Simenon), si affiancò alla continuazione di temi e generi propri del
r. ottocentesco e all'individuazione di nuove tematiche (l'epopea della
memoria di M. Proust, l'esperienza della prigionia esistenziale in F. Kafka, la
decadenza del mondo borghese in Th. Mann, l'interpretazione del reale mediante
le pulsioni interne esplicitata nel magma della lingua e dell'espressione in J.
Joyce, il
pastiche linguistico e l'umorismo corrosivo, applicato alla
realtà, di C.E. Gadda). Alcuni cardini fondamentali del
r.
tradizionale furono comunque scardinati nel corso del secolo: la
centralità e univocità del personaggio come centro della
narrazione e filtro degli eventi fu sostituita con la pluralità dei punti
di vista possibili assunti dal narratore, correlata a una visione relativistica
di tempi e di luoghi; al narratore onnisciente di scuola manzoniana o a quello
interno di scuola verista si preferì la tecnica del flusso di coscienza,
caratterizzato anche dalla cesura tra percezione del tempo storico e del tempo
interiore.
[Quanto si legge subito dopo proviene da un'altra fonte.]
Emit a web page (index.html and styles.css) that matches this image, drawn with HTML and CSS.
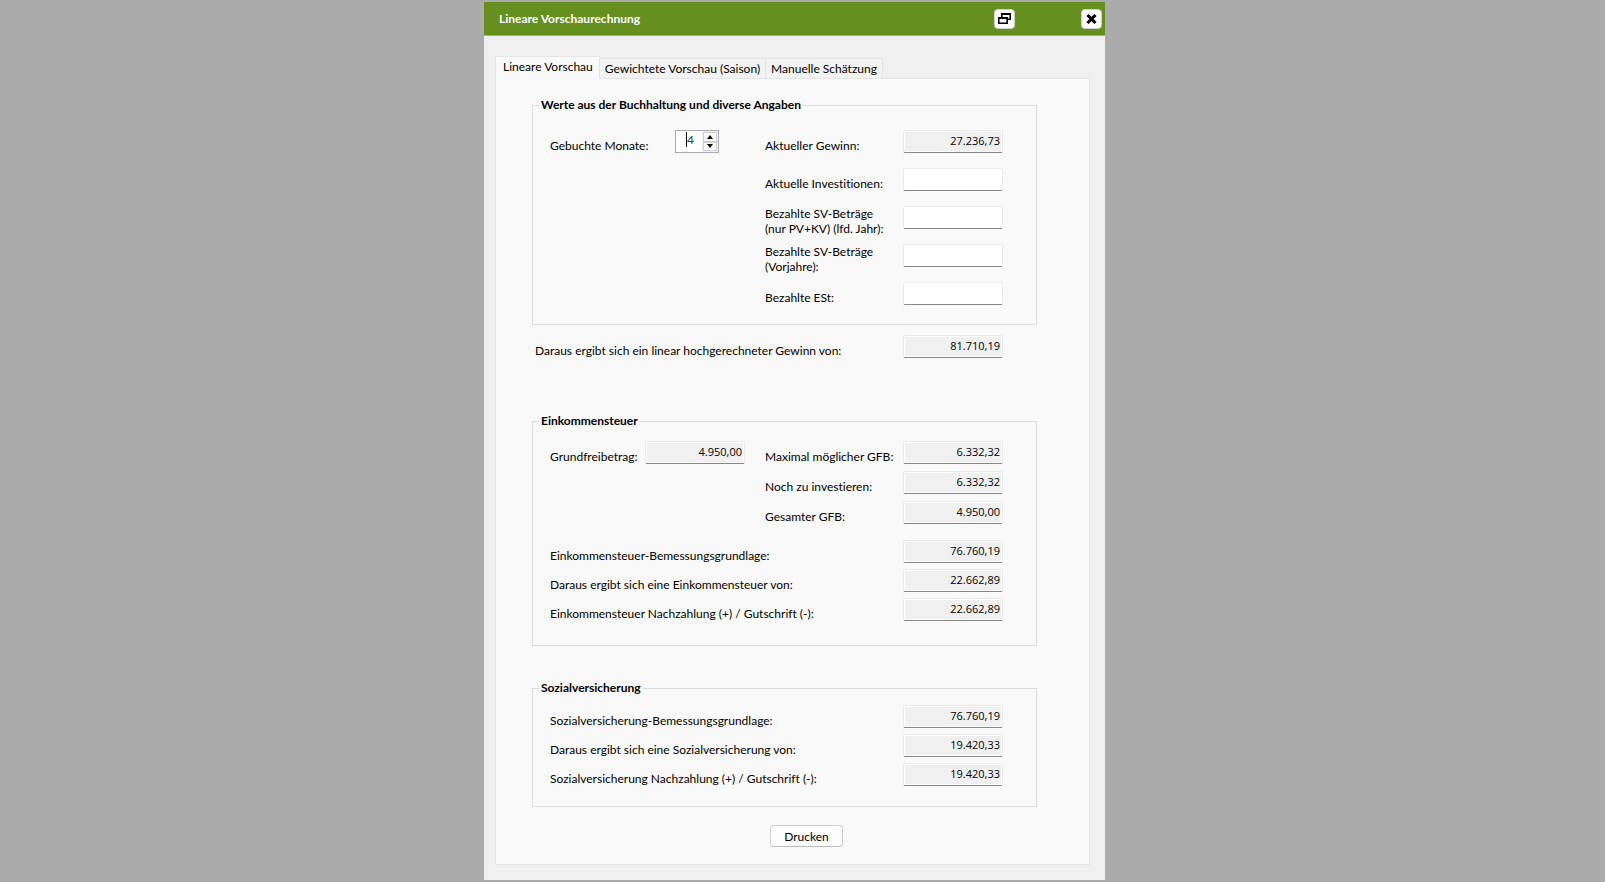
FILE: index.html
```html
<!DOCTYPE html>
<html lang="de">
<head>
  <meta charset="UTF-8" />
  <meta name="viewport" content="width=device-width, initial-scale=1.0"/>
  <title>Lineare Vorschaurechnung</title>
  <link rel="stylesheet" href="styles.css">
</head>
<body>

  <div class="window">
    <header class="titlebar">
      <h1>Lineare Vorschaurechnung</h1>
      <button type="button" class="win-btn" aria-label="Wiederherstellen">
        <svg width="13" height="11" viewBox="0 0 13 11">
          <path fill-rule="evenodd" d="M3 0h10v7h-3v4H0V4h3zM4.600 2v2H10v1.500h1.400V2zM1.600 6v3.500h6.800V6z"/>
        </svg>
      </button>
      <button type="button" class="win-btn" aria-label="Schließen">
        <svg width="11" height="10" viewBox="0 0 11 10" stroke="#000" stroke-width="3">
          <path d="M1.500 1l8 8M9.500 1l-8 8"/>
        </svg>
      </button>
    </header>

    <main class="content">
      <nav class="tabs">
        <button type="button" class="tab active">Lineare Vorschau</button>
        <button type="button" class="tab">Gewichtete Vorschau (Saison)</button>
        <button type="button" class="tab">Manuelle Schätzung</button>
      </nav>

      <form class="panel">
        <fieldset class="group booking">
          <legend>Werte aus der Buchhaltung und diverse Angaben</legend>
          <div class="row">
            <label for="monate">Gebuchte Monate:</label>
            <div class="spin">
              <input type="text" id="monate" inputmode="numeric" value="4">
              <div class="spin-buttons">
                <button type="button" aria-label="Mehr"><svg width="6" height="4" viewBox="0 0 6 4"><path d="M3 0l3 4H0z"/></svg></button>
                <button type="button" aria-label="Weniger"><svg width="6" height="4" viewBox="0 0 6 4"><path d="M0 0h6L3 4z"/></svg></button>
              </div>
            </div>
            <label for="gewinn" class="second">Aktueller Gewinn:</label>
            <input type="text" id="gewinn" class="field" value="27.236,73" readonly>
          </div>
          <div class="row">
            <label for="investitionen" class="second">Aktuelle Investitionen:</label>
            <input type="text" id="investitionen" class="field">
          </div>
          <div class="row">
            <label for="sv-jahr" class="second double">Bezahlte SV-Beträge<br>(nur PV+KV) (lfd. Jahr):</label>
            <input type="text" id="sv-jahr" class="field">
          </div>
          <div class="row">
            <label for="sv-vorjahre" class="second double">Bezahlte SV-Beträge<br>(Vorjahre):</label>
            <input type="text" id="sv-vorjahre" class="field">
          </div>
          <div class="row">
            <label for="est" class="second">Bezahlte ESt:</label>
            <input type="text" id="est" class="field">
          </div>
        </fieldset>

        <div class="row result">
          <label for="hochgerechnet" class="wide">Daraus ergibt sich ein linear hochgerechneter Gewinn von:</label>
          <input type="text" id="hochgerechnet" class="field" value="81.710,19" readonly>
        </div>

        <fieldset class="group tax">
          <legend>Einkommensteuer</legend>
          <div class="rows loose">
            <div class="row">
              <label for="grundfreibetrag">Grundfreibetrag:</label>
              <input type="text" id="grundfreibetrag" class="field allowance" value="4.950,00" readonly>
              <label for="max-gfb" class="second">Maximal möglicher GFB:</label>
              <input type="text" id="max-gfb" class="field" value="6.332,32" readonly>
            </div>
            <div class="row">
              <label for="investieren" class="second">Noch zu investieren:</label>
              <input type="text" id="investieren" class="field" value="6.332,32" readonly>
            </div>
            <div class="row">
              <label for="gesamt-gfb" class="second">Gesamter GFB:</label>
              <input type="text" id="gesamt-gfb" class="field" value="4.950,00" readonly>
            </div>
          </div>
          <div class="rows">
            <div class="row">
              <label for="est-basis" class="wide">Einkommensteuer-Bemessungsgrundlage:</label>
              <input type="text" id="est-basis" class="field" value="76.760,19" readonly>
            </div>
            <div class="row">
              <label for="est-betrag" class="wide">Daraus ergibt sich eine Einkommensteuer von:</label>
              <input type="text" id="est-betrag" class="field" value="22.662,89" readonly>
            </div>
            <div class="row">
              <label for="est-saldo" class="wide">Einkommensteuer Nachzahlung (+) / Gutschrift (-):</label>
              <input type="text" id="est-saldo" class="field" value="22.662,89" readonly>
            </div>
          </div>
        </fieldset>

        <fieldset class="group social">
          <legend>Sozialversicherung</legend>
          <div class="rows">
            <div class="row">
              <label for="sv-basis" class="wide">Sozialversicherung-Bemessungsgrundlage:</label>
              <input type="text" id="sv-basis" class="field" value="76.760,19" readonly>
            </div>
            <div class="row">
              <label for="sv-betrag" class="wide">Daraus ergibt sich eine Sozialversicherung von:</label>
              <input type="text" id="sv-betrag" class="field" value="19.420,33" readonly>
            </div>
            <div class="row">
              <label for="sv-saldo" class="wide">Sozialversicherung Nachzahlung (+) / Gutschrift (-):</label>
              <input type="text" id="sv-saldo" class="field" value="19.420,33" readonly>
            </div>
          </div>
        </fieldset>

        <button type="button" class="print">Drucken</button>
      </form>
    </main>
  </div>

</body>
</html>
```

FILE: styles.css
```css
* {
  box-sizing: border-box;
}

body {
  margin: 0;
  padding: 2px 16px 2px 0;
  min-height: 100vh;
  display: flex;
  justify-content: center;
  background: #ababab;
  color: #000;
  font-family: Lato, "Segoe UI", sans-serif;
  font-size: 12px;
  font-variant-ligatures: none;
  line-height: 15px;
}

button,
input {
  font: inherit;
  color: inherit;
  padding: 0;
}

.window {
  width: 100%;
  max-width: 621px;
  display: flex;
  flex-direction: column;
  background: #f0f0f0;
}

.titlebar {
  display: flex;
  align-items: center;
  height: 34px;
  padding: 0 3px 0 15px;
  background: #659020;
  border-bottom: 1px solid #a5ab9b;
}

.titlebar h1 {
  flex: 1;
  margin: 0;
  font-size: 12px;
  font-weight: bold;
  color: #fff;
}

.win-btn {
  display: flex;
  align-items: center;
  justify-content: center;
  width: 21px;
  height: 20px;
  background: #fdfdfd;
  border: 1px solid #d0d0d0;
  border-radius: 4px;
}

.win-btn + .win-btn {
  margin-left: 66px;
}

.content {
  flex: 1;
  display: flex;
  flex-direction: column;
  padding: 20px 15px 15px 11px;
}

.tabs {
  display: flex;
  align-items: flex-end;
}

.tab {
  height: 20px;
  padding: 0 5px;
  background: #f3f3f3;
  border: 1px solid #e5e5e5;
  border-width: 1px 1px 0 0;
}

.tab.active {
  position: relative;
  height: 23px;
  margin-bottom: -1px;
  padding: 0 6px 3px 7px;
  background: #f9f9f9;
  border-left-width: 1px;
}

.panel {
  flex: 1;
  display: flex;
  flex-direction: column;
  padding: 18px 52px 16px 36px;
  background: #f9f9f9;
  border: 1px solid #e5e5e5;
}

.group {
  min-width: 0;
  margin: 0;
  padding: 12px 33px 15px 17px;
  border: 1px solid #dcdcdc;
}

.group legend {
  height: 16px;
  margin-left: -11px;
  padding: 0 2px;
  font-weight: bold;
}

.row {
  display: grid;
  grid-template-columns: 95px 30px 90px 1fr 100px;
  align-items: end;
}

.row label {
  grid-column: 1 / 3;
  white-space: nowrap;
}

.row label.second {
  grid-column: 4;
}

.row label.wide {
  grid-column: 1 / 5;
}

.row label.double {
  align-self: start;
}

.field {
  grid-column: 5;
  grid-row: 1;
  width: 100px;
  height: 23px;
  padding: 0 2px 3px;
  font-family: "Open Sans", "Segoe UI", sans-serif;
  font-size: 11px;
  text-align: right;
  background: #fff;
  border: 1px solid #ebebeb;
  border-bottom-color: #868686;
  border-radius: 2px;
}

.field:read-only {
  background: #f0f0f0;
  box-shadow: inset 0 0 0 1px #fff;
}

.field.allowance {
  grid-column: 2 / 4;
}

.row label,
.spin {
  grid-row: 1;
}

.booking {
  padding-top: 17px;
  padding-bottom: 4px;
}

.booking .row {
  height: 38px;
  grid-template-rows: 23px;
}

.booking label.double {
  height: 30px;
}

.spin {
  grid-column: 3;
  display: flex;
  width: 44px;
  height: 23px;
  background: #fff;
  border: 1px solid #abadb3;
}

.spin input {
  flex: 1;
  min-width: 0;
  padding: 0 0 4px 11px;
  color: #1c3c78;
  /* text cursor in front of the digit */
  background: linear-gradient(#000, #000) 10px 1px / 1px 15px no-repeat;
  border: 0;
  outline: 0;
}

.spin-buttons {
  display: flex;
  flex-direction: column;
  padding: 1px;
  background: #f0f0f0;
}

.spin-buttons button {
  flex: 1;
  display: flex;
  align-items: center;
  justify-content: center;
  width: 14px;
  background: #fdfdfd;
  border: 1px solid #d0d0d0;
}

.result {
  margin: 10px 34px 55px 3px;
}

.rows {
  display: grid;
  gap: 6px;
}

.rows.loose {
  gap: 7px;
  margin-bottom: 16px;
}

.tax {
  padding-bottom: 24px;
}

.social {
  margin-top: 34px;
  padding-top: 9px;
  padding-bottom: 20px;
}

.print {
  align-self: center;
  width: 73px;
  height: 22px;
  margin: 18px 0 0 44px;
  background: #fdfdfd;
  border: 1px solid #d0d0d0;
  border-bottom-color: #bababa;
  border-radius: 4px;
}
```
Secondo il parere di molti critici, il genere letterario del
r. è a tutt'oggi vitale e artisticamente fecondo anche se la
progressiva perdita delle sue caratteristiche storiche (che definivano referenze
specifiche sia nell'universo di argomenti sia nel «target» di lettori)
esige da parte tanto dell'autore che scrive quanto del fruitore che legge un
complesso di prerequisiti culturali sempre maggiore.